While Valfer has a well-documented body of music to explore, Peretz faces a very different creative challenge. As a particularly fragile and hard to document art form, dance didn’t survive the Spanish expulsion, and whatever traditions evolved in the dispersal have dissipated in the diaspora.
“There is no Ladino dance tradition,” says Peretz, Berkeley High class of ‘94. “In Jewish music culture there’s just not much of a dance tradition. It was lost. They adapted into whatever culture they were living. So not so much reconstructing a tradition as constructing one, based on the many cultures that Ladino pulls together. Spanish, Turkish and also my own creative voice and contemporary movements.”
Peretz is uniquely prepared for this creative journey, by both birth and experience. Her father hails from a Moroccan Sephardic family, and her mother’s Polish family traces their origins back to Spain. Her parents met in Israel, where she was born, but after they divorced her mother Estelle Frankel moved to Berkeley to open a practice as a psychotherapist (and to teach Jewish mysticism).
Upon graduating Berkeley High, where she studied dance, Peretz moved back to Israel and spent years traveling around the Middle East, Spain, North Africa and Turkey “on search to find a voice in dance that felt like my own, where I could express myself,” she says. Dividing her time between Berkeley and Israel, she’s been a principal dancer with Tel Aviv’s Inbal Ethnic Dance Theater and served as principal dancer, choreographer, lead instructor and assistant artistic director of the Bay Area’s Ballet Afsaneh (among other Bay Area companies).
She distills a lot of her far-flung knowledge at Berkeley’s Mahea Uchiyama Center for International Dance on Feb.
17-20, when Nava Dance Art Sanctuary presents “Sacred Dance of the Silk Road,” an intensive introduction to Peretz’s technique, choreography, improvisation and group ritual.
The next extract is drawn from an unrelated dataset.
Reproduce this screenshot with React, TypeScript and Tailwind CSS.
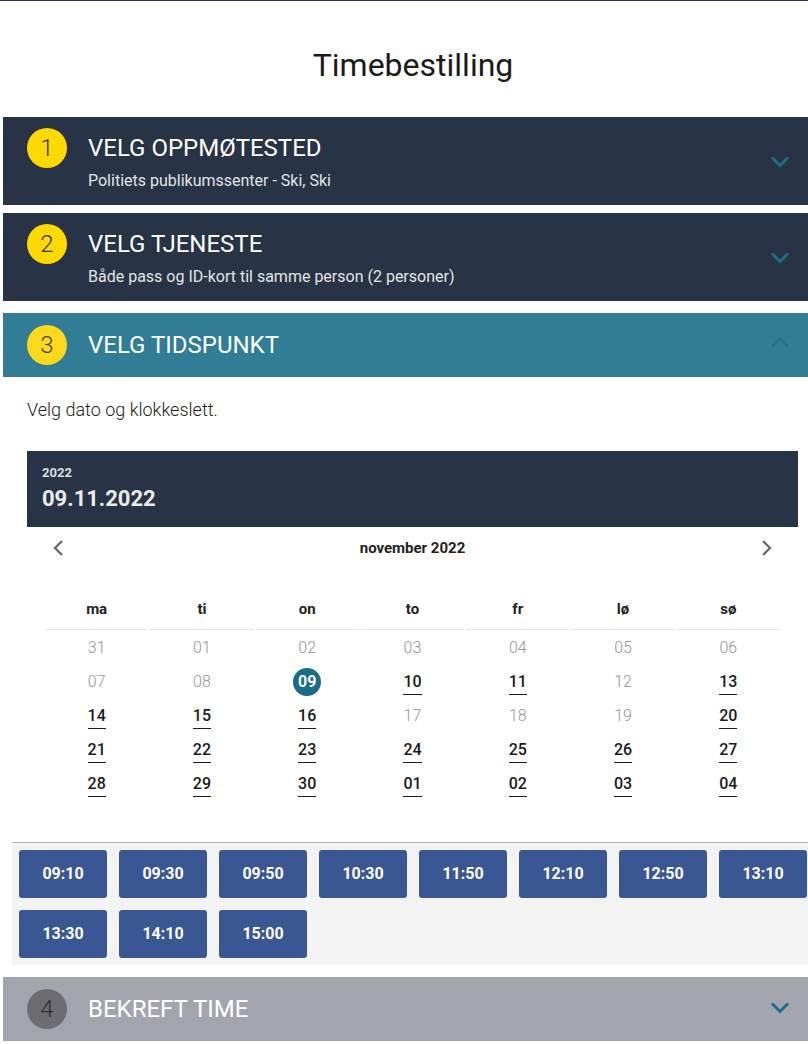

Valfer came to singing much later than Peretz found herself through dance. She studied oud for a while in Israel, but focused more on Ladino, immersing herself in the language for several years taking graduate courses at the Hebrew University of Jerusalem. Singing songs in Ladino led to music in Arabic and Azeri, “and the more I did it the more good feedback I got,” she says. “Singing fully came to the forefront as I learned how to produce sound in a certain way.”
Peretz and Valfer’s paths continued to cross, and as “she was diving in deep studying music, I was falling in love with Middle Eastern culture and studying flamenco,” Peretz says. “We have a long history. We played music together, and created folkloric suites together in Jerusalem. It’s very meaningful to be working together 20 years later. We’ve continued on that path, perfecting and going deeper.”
Back in Berkeley, she started to look for musicians to collaborate with, a quest that brought her to Za’atar, a group devoted to the music of Mizrahi peoples (Jews who hail from Arab countries). It’s where she met Eliyahu Sills, who became her husband and co-founder of the Qadim Ensemble, a fascinating group with Faisal Zedan on Arabic percussion and Geri Hegedus on saz, Persian setar, and oud.
Sunday’s concert is the first installment of a work in progress. Both women envision The Ladino Project as a multimedia production, including projections and a larger cast of performers, including flamenco artists. There also developing themes to connect the songs, drawing on the skills of Dan Cantrell, a prolific and highly respected composer for film and television.
“We’re recreating these songs in a contemporary way, not just as relics of the past,” Valfer says. “As far as research, there’s no way of knowing what the original sound was like. We can try to be true to the harmonic schemes that would have been natural, but we don’t want to bind ourselves to being authentic. We want to take it and make it music that means something to ourselves. It’s a balancing act, and that’s part of the fun.”